Palestinian officials will visit Canada, Australia, New Zealand, and several other countries that have not yet endorsed the Palestinian plan for recognition, said Hana Amireh, a member of the Palestine Liberation Organization’s decision-making Executive Committee.

Riad Malki, the Palestinian foreign minister, said all Palestinian ambassadors would meet in Madrid in early July to discuss how to approach all-important European Union member states, whose support would be crucial to giving the plan diplomatic heft.

Malki said Palestinian ambassadors had been instructed to not be absent from their offices or take vacations “because of the importance of the coming period.’’

The statehood campaign was born out of the long deadlock in Israeli-Palestinian negotiations and the Palestinian conviction that the government of Prime Minister Benjamin Netanyahu of Israel is not serious about making peace.

On Sunday, the West Bank Palestinian leadership formally decided to seek UN recognition in September of a state in the West Bank, Gaza Strip, and East Jerusalem.

Netanyahu has repeatedly expressed his willingness to resume talks immediately but rejects the Palestinian condition that Israel first halt all Jewish settlement construction in areas the Palestinians seek for a future state.

UN General Assembly recognition of a Palestinian state would carry diplomatic weight but no legal clout. Only the UN Security Council can add a nation to the world body, and the United States has signaled it would veto such a resolution.

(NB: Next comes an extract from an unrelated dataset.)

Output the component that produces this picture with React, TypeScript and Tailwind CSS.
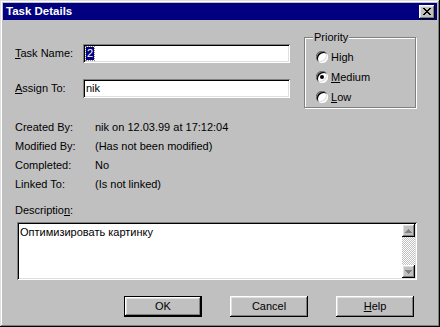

Israel, too, opposes the unilateral campaign.

The Palestinians hope to win the support of a majority in the 192-member General Assembly at the United Nations.

In a separate development yesterday, organizers of an international flotilla to Gaza accused Israel of pressuring Greece to stall their departure and acknowledged they still faced hurdles in their efforts to sail from Greek waters.

Several hundred activists are planning to board 10 Gaza-bound boats, including two cargo vessels carrying aid, despite warnings from Israel that it would thwart any attempt to breach its sea blockade of the Palestinian territory.

A year ago, a similar mission ended with a botched raid by Israeli commandos that killed nine activists on a Turkish vessel.